**Task directions**
Transcribe the material verbatim in full; the pictures do not belong in the copy.

**Recorded information**
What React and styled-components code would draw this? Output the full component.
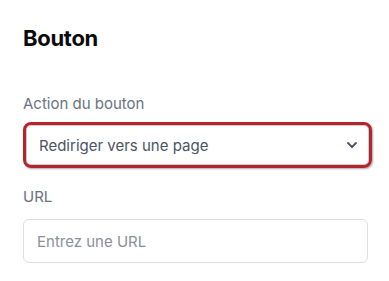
import React from 'react';
import styled, { createGlobalStyle } from 'styled-components';

const GlobalStyle = createGlobalStyle`
  body {
    margin: 0;
    background: #ffffff;
    font-family: Inter, 'Liberation Sans', sans-serif;
  }
`;

const Panel = styled.div`
  display: flex;
  flex-direction: column;
  padding: 24px 17px 0 23px;
  width: 389px;
  box-sizing: border-box;
`;

const Title = styled.h2`
  margin: 0 0 42px;
  font-size: 22px;
  line-height: 28px;
  font-weight: 700;
  color: #0b0b0b;
  letter-spacing: -0.3px;
`;

const Field = styled.div`
  display: flex;
  flex-direction: column;
  gap: ${({ gap }) => gap}px;
  margin-bottom: ${({ mb }) => mb}px;
`;

const Label = styled.label`
  font-size: 15px;
  line-height: 20px;
  color: #6b7280;
`;

const SelectBox = styled.div`
  display: flex;
  align-items: center;
  justify-content: space-between;
  width: 349px;
  height: 46px;
  box-sizing: border-box;
  border: 3px solid #b3242c;
  border-radius: 8px;
  box-shadow: inset 0 0 0 1px #c9ccd1, 1px 1px 2px rgba(0, 0, 0, 0.35);
  padding: 0 12px 0 13px;
  font-size: 15px;
  color: #4b5563;
`;

const Input = styled.div`
  display: flex;
  align-items: center;
  width: 345px;
  height: 44px;
  box-sizing: border-box;
  border: 1px solid #dcdfe3;
  border-radius: 6px;
  padding: 0 13px;
  font-size: 15px;
  color: #8b9098;
`;

const Chevron = () => (
  <svg width="10" height="6" viewBox="0 0 10 6" fill="none">
    <path d="M1 1l4 4 4-4" stroke="#4b5563" strokeWidth="1.8" strokeLinecap="round" strokeLinejoin="round" />
  </svg>
);

export default function App() {
  return (
    <>
      <GlobalStyle />
      <Panel>
        <Title>Bouton</Title>
        <Field gap={8} mb={19}>
          <Label>Action du bouton</Label>
          <SelectBox>
            <span>Rediriger vers une page</span>
            <Chevron />
          </SelectBox>
        </Field>
        <Field gap={12} mb={0}>
          <Label>URL</Label>
          <Input>Entrez une URL</Input>
        </Field>
      </Panel>
    </>
  );
}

**Expected answer**
What React and styled-components code would draw this? Output the full component.
import React from 'react';
import styled, { createGlobalStyle } from 'styled-components';

const GlobalStyle = createGlobalStyle`
  body {
    margin: 0;
    background: #ffffff;
    font-family: Inter, 'Liberation Sans', sans-serif;
  }
`;

const Panel = styled.div`
  display: flex;
  flex-direction: column;
  padding: 24px 17px 0 23px;
  width: 389px;
  box-sizing: border-box;
`;

const Title = styled.h2`
  margin: 0 0 42px;
  font-size: 22px;
  line-height: 28px;
  font-weight: 700;
  color: #0b0b0b;
  letter-spacing: -0.3px;
`;

const Field = styled.div`
  display: flex;
  flex-direction: column;
  gap: ${({ gap }) => gap}px;
  margin-bottom: ${({ mb }) => mb}px;
`;

const Label = styled.label`
  font-size: 15px;
  line-height: 20px;
  color: #6b7280;
`;

const SelectBox = styled.div`
  display: flex;
  align-items: center;
  justify-content: space-between;
  width: 349px;
  height: 46px;
  box-sizing: border-box;
  border: 3px solid #b3242c;
  border-radius: 8px;
  box-shadow: inset 0 0 0 1px #c9ccd1, 1px 1px 2px rgba(0, 0, 0, 0.35);
  padding: 0 12px 0 13px;
  font-size: 15px;
  color: #4b5563;
`;

const Input = styled.div`
  display: flex;
  align-items: center;
  width: 345px;
  height: 44px;
  box-sizing: border-box;
  border: 1px solid #dcdfe3;
  border-radius: 6px;
  padding: 0 13px;
  font-size: 15px;
  color: #8b9098;
`;

const Chevron = () => (
  <svg width="10" height="6" viewBox="0 0 10 6" fill="none">
    <path d="M1 1l4 4 4-4" stroke="#4b5563" strokeWidth="1.8" strokeLinecap="round" strokeLinejoin="round" />
  </svg>
);

export default function App() {
  return (
    <>
      <GlobalStyle />
      <Panel>
        <Title>Bouton</Title>
        <Field gap={8} mb={19}>
          <Label>Action du bouton</Label>
          <SelectBox>
            <span>Rediriger vers une page</span>
            <Chevron />
          </SelectBox>
        </Field>
        <Field gap={12} mb={0}>
          <Label>URL</Label>
          <Input>Entrez une URL</Input>
        </Field>
      </Panel>
    </>
  );
}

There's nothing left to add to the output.